ナガタカエラ

ヘレディタリー/継承のナガタカエラのレビュー・感想・評価

ヘレディタリー/継承(2018年製作の映画)
4.7
洋画ホラーと聞くとグロテスクな幽霊が突如として大きな効果音と共に現れて驚かされるのを想起させられるが、本作は、大きな音もグロテスクな幽霊も現れないが、127分間、ただひたすら恐ろしい。
何が恐ろしいかと言えば、1つ目は全く読めないストーリー展開である。こうなるだろう、という予想をあっさり裏切り、目隠しでジェットコースターに乗せられたが如き不安感に襲われる。
2つ目はBGM。管楽器が低く呻るような、とにかく不愉快なサントラの数々が不安感を更に煽る。
そして3つ目は、カメラワーク。登場人物の一人である母親が製作しているドールハウスを意識した、実写なのに第三者が俯瞰しているようなカット。何者かに操られていることをいやが上にも想起させられ、終始不吉な雰囲気を漂わせる。

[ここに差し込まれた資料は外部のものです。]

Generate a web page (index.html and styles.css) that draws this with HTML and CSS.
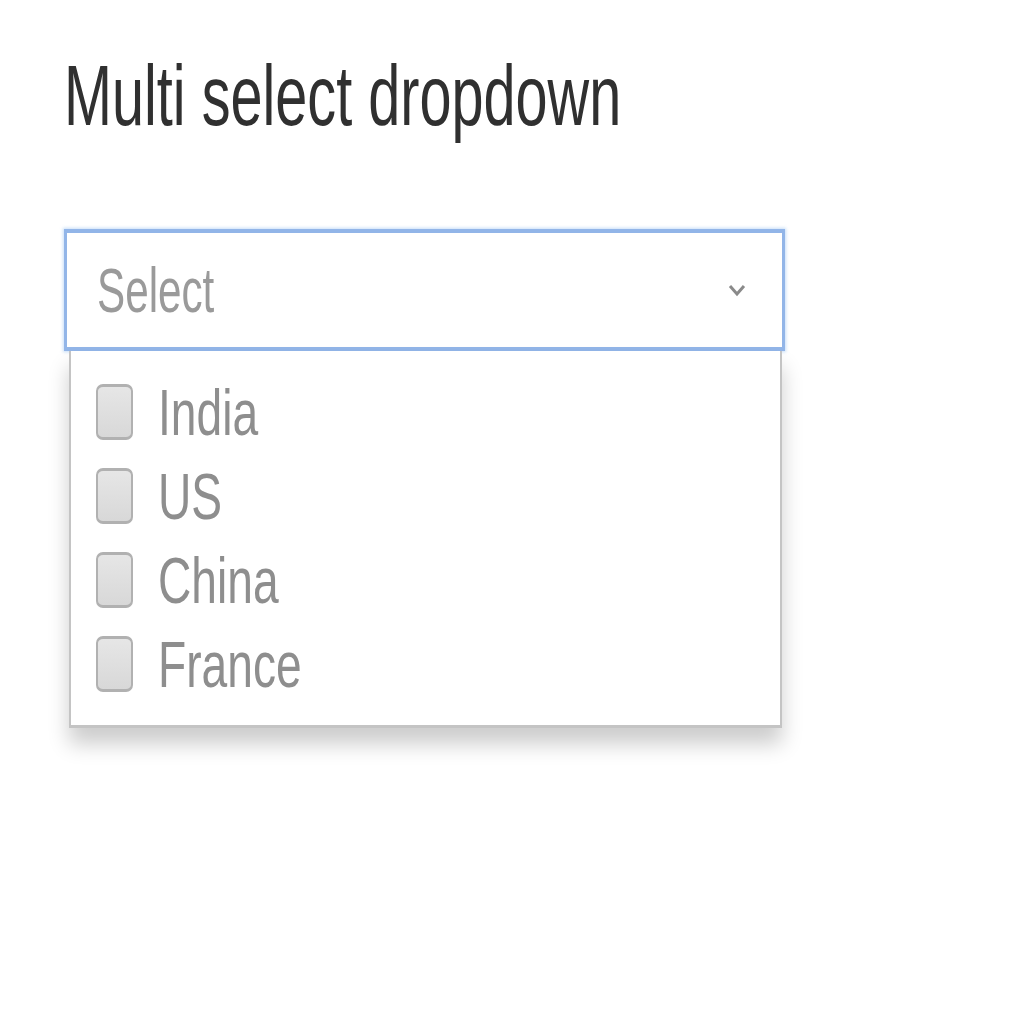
FILE: index.html
```html
<!DOCTYPE html>
<html lang="en">
<head>
<meta charset="utf-8">
<title>Multi select dropdown</title>
<link rel="stylesheet" href="styles.css">
</head>
<body>
<div class="page">
  <h1 class="title"><span class="sx">Multi select dropdown</span></h1>
  <div class="multiselect">
    <div class="select-box">
      <span class="sx placeholder">Select</span>
      <svg class="chevron" width="18" height="14" viewBox="0 0 18 14"><polyline points="2,3 9,11 16,3" fill="none" stroke="#8a8a8a" stroke-width="3"/></svg>
    </div>
    <div class="options">
      <label class="option"><span class="check"></span><span class="sx label">India</span></label>
      <label class="option"><span class="check"></span><span class="sx label">US</span></label>
      <label class="option"><span class="check"></span><span class="sx label">China</span></label>
      <label class="option"><span class="check"></span><span class="sx label">France</span></label>
    </div>
  </div>
</div>
</body>
</html>
```
FILE: styles.css
```css
html, body {
  margin: 0;
  padding: 0;
  background: #ffffff;
}
body {
  font-family: "Liberation Sans", Arial, sans-serif;
}
.page {
  box-sizing: border-box;
  min-height: 1024px;
  padding: 52px 0 0 64px;
}
.sx {
  display: inline-block;
  white-space: nowrap;
  transform: scaleX(0.67);
  transform-origin: 0 50%;
}
.title {
  margin: 0 0 91px 0;
  font-size: 86px;
  line-height: 86px;
  font-weight: normal;
  color: #303030;
  height: 86px;
}
.multiselect {
  width: 721px;
}
.select-box {
  box-sizing: border-box;
  height: 122px;
  border-style: solid;
  border-color: #92b5e8;
  border-width: 4px 3px;
  box-shadow: 0 0 3px 1px rgba(160, 198, 244, 0.6);
  display: flex;
  align-items: center;
  justify-content: space-between;
  padding: 0 36px 0 30px;
  background: #fff;
}
.placeholder {
  font-size: 63px;
  line-height: 63px;
  color: #9a9a9a;
}
.chevron {
  display: block;
  flex: none;
}
.options {
  box-sizing: border-box;
  margin: 0 3px 0 5px;
  border-style: solid;
  border-color: #c4c4c4;
  border-width: 0 2px 3px 2px;
  padding: 19px 0 19px 25px;
  box-shadow: 0 16px 20px rgba(0, 0, 0, 0.2);
  background: #fff;
}
.option {
  height: 84px;
  display: flex;
  align-items: center;
  gap: 25px;
}
.check {
  box-sizing: border-box;
  width: 37px;
  height: 56px;
  border-style: solid;
  border-color: #b1b1b1;
  border-width: 3px 2px;
  border-radius: 7px;
  background: linear-gradient(#e6e6e6, #d8d8d8);
  flex: none;
}
.label {
  font-size: 65px;
  line-height: 65px;
  color: #8e8e8e;
  transform: scaleX(0.71);
}
```
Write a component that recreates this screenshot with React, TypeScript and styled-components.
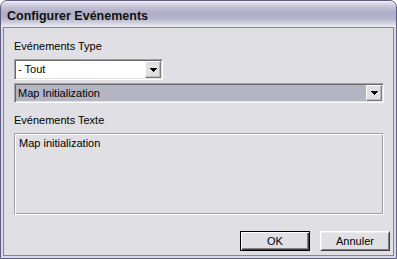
import React from "react";
import styled, { createGlobalStyle } from "styled-components";

const GlobalStyle = createGlobalStyle`
  html, body {
    margin: 0;
    padding: 0;
    background: #ffffff;
  }
  body {
    font-family: "Liberation Sans", Arial, sans-serif;
    font-size: 11px;
    color: #000;
  }
`;

const App: React.FC = () => {
  return (
    <>
      <GlobalStyle />
      <Window>
        <TitleBar>Configurer Evénements</TitleBar>
        <Client>
          <Label $top={12}>Evénements Type</Label>
          <Combo $top={6} $width={149} $height={21}>
            <ComboText>- Tout</ComboText>
            <DropButton>
              <Arrow />
            </DropButton>
          </Combo>
          <Combo $top={3} $height={20} $tone="#b4b5c3">
            <ComboText>Map Initialization</ComboText>
            <DropButton>
              <Arrow />
            </DropButton>
          </Combo>
          <Label $top={11}>Evénements Texte</Label>
          <TextBox>Map initialization</TextBox>
          <Footer>
            <Button $primary>OK</Button>
            <Button>Annuler</Button>
          </Footer>
        </Client>
      </Window>
    </>
  );
};
export default App;

const Arrow: React.FC = () => (
  <svg width="7" height="4" viewBox="0 0 7 4" shapeRendering="crispEdges">
    <rect x="0" y="0" width="7" height="1" fill="#000" />
    <rect x="1" y="1" width="5" height="1" fill="#000" />
    <rect x="2" y="2" width="3" height="1" fill="#000" />
    <rect x="3" y="3" width="1" height="1" fill="#000" />
  </svg>
);

const Window = styled.div`
  width: 397px;
  height: 259px;
  box-sizing: border-box;
  border: 1px solid #5f5e80;
  border-radius: 7px 7px 0 0;
  background: #d9d8e6;
  display: flex;
  flex-direction: column;
  overflow: hidden;
`;

const TitleBar = styled.div`
  height: 26px;
  flex: none;
  box-sizing: border-box;
  padding: 8px 0 0 6px;
  border-radius: 6px 6px 0 0;
  background: linear-gradient(
    to bottom,
    #f6f6fa 0px,
    #dddce7 2px,
    #c3c2d5 6px,
    #aeadc6 12px,
    #b8b7cd 18px,
    #d9d8e5 23px,
    #eeeef4 26px
  );
  font-size: 12.5px;
  font-weight: bold;
  line-height: 14px;
  color: #111;
  white-space: nowrap;
`;

const Client = styled.div`
  flex: 1;
  min-height: 0;
  margin: 0 2px 2px;
  border: 1px solid #8483a3;
  background: #e0dfe3;
  display: flex;
  flex-direction: column;
  padding: 12px 9px 0 10px;
`;

const Label = styled.div<{ $top: number }>`
  margin-top: ${(p) => p.$top - (p.$top === 12 ? 12 : 0)}px;
  line-height: 13px;
  white-space: nowrap;
`;

const Combo = styled.div<{ $top: number; $width?: number; $height: number; $tone?: string }>`
  margin-top: ${(p) => p.$top}px;
  width: ${(p) => (p.$width ? `${p.$width}px` : "auto")};
  height: ${(p) => p.$height}px;
  box-sizing: border-box;
  display: flex;
  padding: 1px;
  border: 1px solid;
  border-color: #a0a0a0 #ffffff #ffffff #a0a0a0;
  box-shadow: inset 1px 1px #696969, inset -1px -1px #e3e3e3;
  background: ${(p) => p.$tone ?? "#ffffff"};
`;

const ComboText = styled.div`
  flex: 1;
  display: flex;
  align-items: center;
  padding-left: 2px;
  white-space: nowrap;
  line-height: 13px;
`;

const DropButton = styled.div`
  width: 16px;
  flex: none;
  box-sizing: border-box;
  display: flex;
  align-items: center;
  justify-content: center;
  background: #e0dfe3;
  border: 1px solid;
  border-color: #ffffff #7c7c7c #7c7c7c #ffffff;
  box-shadow: inset -1px -1px #b8b8b8;
`;

const TextBox = styled.div`
  margin-top: 6px;
  height: 82px;
  box-sizing: border-box;
  padding: 3px 4px;
  border: 1px solid;
  border-color: #a0a0a0 #ffffff #ffffff #a0a0a0;
  box-shadow: inset 1px 1px #ffffff, inset -1px -1px #a0a0a0;
  line-height: 13px;
`;

const Footer = styled.div`
  margin-top: auto;
  margin-right: -6px;
  margin-bottom: 4px;
  display: flex;
  justify-content: flex-end;
  gap: 10px;
`;

const Button = styled.div<{ $primary?: boolean }>`
  width: 70px;
  height: 20px;
  box-sizing: border-box;
  display: flex;
  align-items: center;
  justify-content: center;
  background: #e0dfe3;
  line-height: 13px;
  border: 1px solid;
  border-color: ${(p) => (p.$primary ? "#000000" : "#ffffff #404040 #404040 #ffffff")};
  box-shadow: ${(p) =>
    p.$primary
      ? "inset 1px 1px #ffffff, inset -1px -1px #404040, inset -2px -2px #808080"
      : "inset 1px 1px #f0f0f0, inset -1px -1px #808080"};
`;
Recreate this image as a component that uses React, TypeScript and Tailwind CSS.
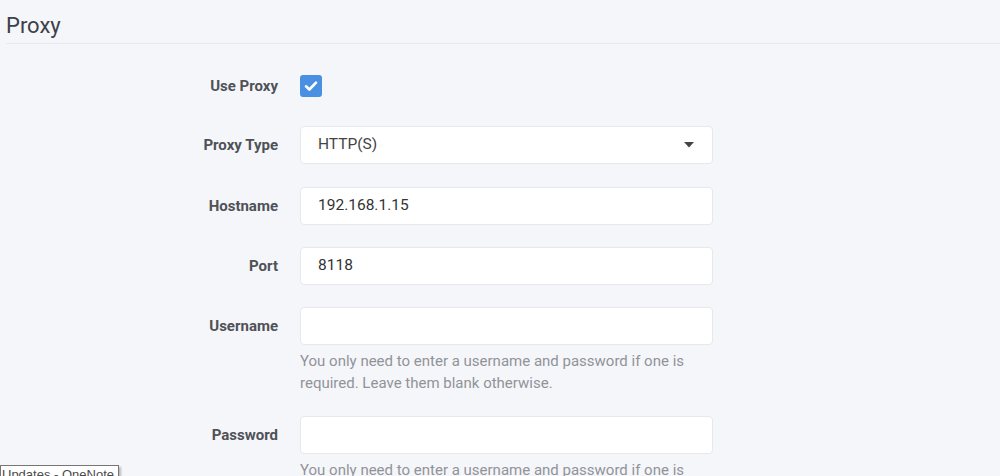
import React from 'react';

const helpText =
  'You only need to enter a username and password if one is required. Leave them blank otherwise.';

function Row({ label, children, center = true }: { label: string; children: React.ReactNode; center?: boolean }) {
  return (
    <div className={`flex ${center ? 'items-center' : 'items-start'}`}>
      <label className="w-[278px] shrink-0 text-right text-[15px] font-bold text-[#4f5157] h-[38px] flex items-center justify-end">
        {label}
      </label>
      <div className="ml-[22px] w-[413px]">{children}</div>
    </div>
  );
}

function TextInput({ value }: { value?: string }) {
  return (
    <div className="h-[38px] w-full rounded-[4px] border border-[#e6e8ee] bg-white px-[17px] flex items-center text-[15.5px] text-[#333]">
      {value}
    </div>
  );
}

export default function App() {
  return (
    <div className="relative h-[476px] w-[1000px] overflow-hidden bg-[#f5f6fa] font-['Roboto',sans-serif]">
      {/* Header */}
      <div className="pl-[6px] pt-[10px]">
        <h1 className="text-[22px] leading-[32px] text-[#3c4049] pb-[1px] border-b border-[#e7e9ee]">Proxy</h1>
      </div>

      {/* Form */}
      <div className="mt-[31px] flex flex-col">
        <div className="flex items-center h-[22px]">
          <span className="w-[278px] text-right text-[15px] font-bold text-[#4f5157]">Use Proxy</span>
          <div className="ml-[22px] h-[22px] w-[22px] rounded-[3px] bg-[#4a90e2] flex items-center justify-center">
            <svg width="16" height="16" viewBox="0 0 16 16" fill="none">
              <path d="M3 8.3 L6.4 11.5 L13 4.6" stroke="white" strokeWidth="2.6" strokeLinecap="round" strokeLinejoin="round" />
            </svg>
          </div>
        </div>

        <div className="mt-[29px]">
          <Row label="Proxy Type">
            <div className="h-[38px] w-full rounded-[4px] border border-[#e6e8ee] bg-white pl-[17px] pr-[18px] flex items-center justify-between text-[15.5px] text-[#444]">
              <span>HTTP(S)</span>
              <svg width="10" height="6" viewBox="0 0 10 6">
                <path d="M0 0 H10 L5 5.5 Z" fill="#444" />
              </svg>
            </div>
          </Row>
        </div>

        <div className="mt-[23px]">
          <Row label="Hostname">
            <TextInput value="192.168.1.15" />
          </Row>
        </div>

        <div className="mt-[22px]">
          <Row label="Port">
            <TextInput value="8118" />
          </Row>
        </div>

        <div className="mt-[22px]">
          <Row label="Username" center={false}>
            <TextInput />
            <p className="mt-[5px] text-[15px] leading-[22px] text-[#919399]">{helpText}</p>
          </Row>
        </div>

        <div className="mt-[22px]">
          <Row label="Password" center={false}>
            <TextInput />
            <p className="mt-[5px] text-[15px] leading-[22px] text-[#919399]">{helpText}</p>
          </Row>
        </div>
      </div>

      {/* OS tooltip overlay */}
      <div className="absolute left-0 top-[465px] border border-[#767676] bg-white pl-[1px] pr-[4px] text-[13px] leading-[17px] text-[#4a4a4a] font-['Liberation_Sans',sans-serif] shadow-[2px_2px_2px_rgba(0,0,0,0.25)]">
        Updates - OneNote
      </div>
    </div>
  );
}
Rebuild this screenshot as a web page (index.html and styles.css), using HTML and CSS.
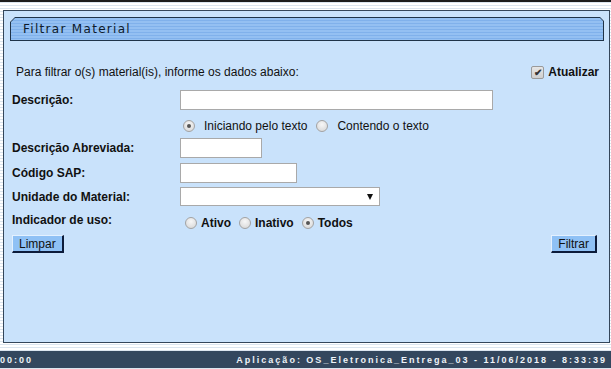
FILE: index.html
```html
<!DOCTYPE html>
<html lang="pt-BR">
<head>
  <meta charset="UTF-8">
  <meta name="viewport" content="width=device-width, initial-scale=1.0">
  <title>Filtrar Material</title>
  <link rel="stylesheet" href="styles.css">
</head>
<body>
  <div class="topline"></div>

  <div class="panel">
    <div class="tab">
      <div class="tab-inner">Filtrar Material</div>
    </div>

    <div class="intro-row">
      <span>Para filtrar o(s) material(is), informe os dados abaixo:</span>
      <label class="check"><span class="checkbox">&#10004;</span>Atualizar</label>
    </div>

    <div class="form">
      <div class="row row-desc">
        <span class="label">Descrição:</span>
        <span class="input input-desc"></span>
      </div>
      <div class="row row-mode">
        <span class="label"></span>
        <span class="radio on"></span><span class="opt">Iniciando pelo texto</span>
        <span class="radio"></span><span class="opt">Contendo o texto</span>
      </div>
      <div class="row row-abrev">
        <span class="label">Descrição Abreviada:</span>
        <span class="input input-abrev"></span>
      </div>
      <div class="row row-sap">
        <span class="label">Código SAP:</span>
        <span class="input input-sap"></span>
      </div>
      <div class="row row-unit">
        <span class="label">Unidade do Material:</span>
        <span class="select"><span class="arrow"></span></span>
      </div>
      <div class="row row-use">
        <span class="label label-use">Indicador de uso:</span>
        <span class="use-options">
          <span class="radio"></span><span class="opt-bold">Ativo</span>
          <span class="radio"></span><span class="opt-bold">Inativo</span>
          <span class="radio on"></span><span class="opt-bold">Todos</span>
        </span>
      </div>
    </div>

    <div class="actions">
      <button class="btn">Limpar</button>
      <button class="btn">Filtrar</button>
    </div>
  </div>

  <div class="statusbar">
    <span>00:00</span>
    <span>Aplicação: OS_Eletronica_Entrega_03 - 11/06/2018 - 8:33:39</span>
  </div>
</body>
</html>
```

FILE: styles.css
```css
body {
  margin: 0;
  width: 611px;
  height: 369px;
  overflow: hidden;
  font-family: 'Liberation Sans', Arial, sans-serif;
  font-size: 12px;
  color: #111;
  background: repeating-linear-gradient(to bottom, #ffffff 0 2px, #dbe5ef 2px 3px);
}

.topline {
  height: 2px;
  background: #1c1c1c;
}

.panel {
  margin: 8px 1px 0 3px;
  height: 331px;
  border: 1px solid #34465a;
  background: #c9e2fb;
  box-sizing: content-box;
}

.tab {
  margin: 6px 5px 0 6px;
  height: 24px;
  background: #1f3348;
  clip-path: polygon(5px 0, calc(100% - 4px) 0, 100% 4px, 100% 100%, 0 100%, 0 5px);
}

.tab-inner {
  height: 22px;
  margin: 0 1px;
  position: relative;
  top: 1px;
  background: repeating-linear-gradient(to bottom, #94c0f2 0 2px, #80b1eb 2px 3px);
  clip-path: polygon(4px 0, calc(100% - 3px) 0, 100% 3px, 100% 100%, 0 100%, 0 4px);
  font-family: 'DejaVu Sans', Verdana, sans-serif;
  font-size: 12px;
  letter-spacing: 1.3px;
  line-height: 22px;
  padding-left: 12px;
  color: #0d1a2b;
}

.intro-row {
  margin-top: 21px;
  height: 20px;
  padding: 0 10px 0 12px;
  display: flex;
  align-items: center;
  justify-content: space-between;
}

.check {
  display: flex;
  align-items: center;
  font-weight: bold;
}

.checkbox {
  width: 11px;
  height: 11px;
  margin-right: 4px;
  border: 1px solid #9a9a9a;
  border-radius: 2px;
  background: linear-gradient(#e6e6e6, #cfcfcf);
  font-size: 10px;
  line-height: 11px;
  text-align: center;
  color: #333;
}

.form {
  padding-left: 8px;
}

.row {
  display: flex;
  align-items: center;
  height: 20px;
}

.row-desc { margin-top: 8px; }
.row-mode { margin-top: 6px; }
.row-abrev { margin-top: 2px; }
.row-sap { margin-top: 5px; }
.row-unit { margin-top: 4px; height: 19px; }
.row-use { margin-top: 5px; }

.label {
  width: 168px;
  flex: none;
  font-weight: bold;
}

.label-use {
  position: relative;
  top: -1px;
}

.input {
  height: 18px;
  background: #fff;
  border: 1px solid #a9a9a9;
}

.input-desc { width: 311px; }
.input-abrev { width: 80px; }
.input-sap { width: 115px; }

.select {
  width: 198px;
  height: 17px;
  background: #fff;
  border: 1px solid #a9a9a9;
  display: flex;
  align-items: center;
  justify-content: flex-end;
}

.arrow {
  width: 0;
  height: 0;
  margin-right: 6px;
  border-left: 3.5px solid transparent;
  border-right: 3.5px solid transparent;
  border-top: 6px solid #111;
}

.radio {
  width: 10px;
  height: 10px;
  flex: none;
  border: 1px solid #a3a3a3;
  border-radius: 50%;
  background: radial-gradient(circle at 50% 35%, #f7f7f7, #d4d4d4);
  position: relative;
}

.radio.on::after {
  content: "";
  position: absolute;
  left: 3px;
  top: 3px;
  width: 4px;
  height: 4px;
  border-radius: 50%;
  background: #555;
}

.row-mode .radio { margin: 0 9px 0 3px; }
.opt { margin-right: 6px; }

.use-options {
  display: flex;
  align-items: center;
  position: relative;
  top: 2px;
  padding-left: 5px;
}

.use-options .radio { margin-right: 4px; }

.opt-bold {
  font-weight: bold;
  margin-right: 8px;
}

.actions {
  margin-top: 4px;
  padding: 0 12px 0 8px;
  display: flex;
  justify-content: space-between;
}

.btn {
  height: 18px;
  padding: 0 6px;
  font-family: 'Liberation Sans', Arial, sans-serif;
  font-size: 12px;
  color: #111;
  background: #8fc1f5;
  border-style: solid;
  border-width: 1px 2px 2px 1px;
  border-color: #e4f1ff #0c1b3a #0c1b3a #e4f1ff;
  line-height: 14px;
}

.statusbar {
  margin-top: 8px;
  height: 17px;
  background: #33475e;
  color: #eef3f8;
  display: flex;
  justify-content: space-between;
  align-items: center;
  padding-right: 4px;
  font-size: 9px;
  font-weight: bold;
  letter-spacing: 2px;
}
```
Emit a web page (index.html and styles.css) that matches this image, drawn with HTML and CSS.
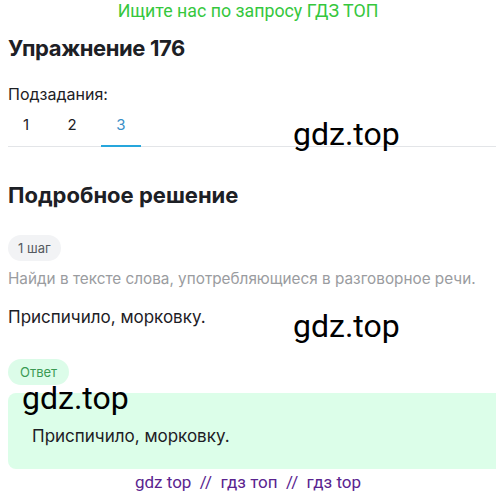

様々な伏線を張り巡らせ、主人公一家を襲う凶事の数々の原因がわかった瞬間には時既に遅し、最悪な結末を迎える。
見えない線路で運ばれ、最後に目隠しを外された瞬間に見えるその光景は、2回目以降の鑑賞では最高のハッピーエンドにも思える、観客に多層的な視点を与える映画だ。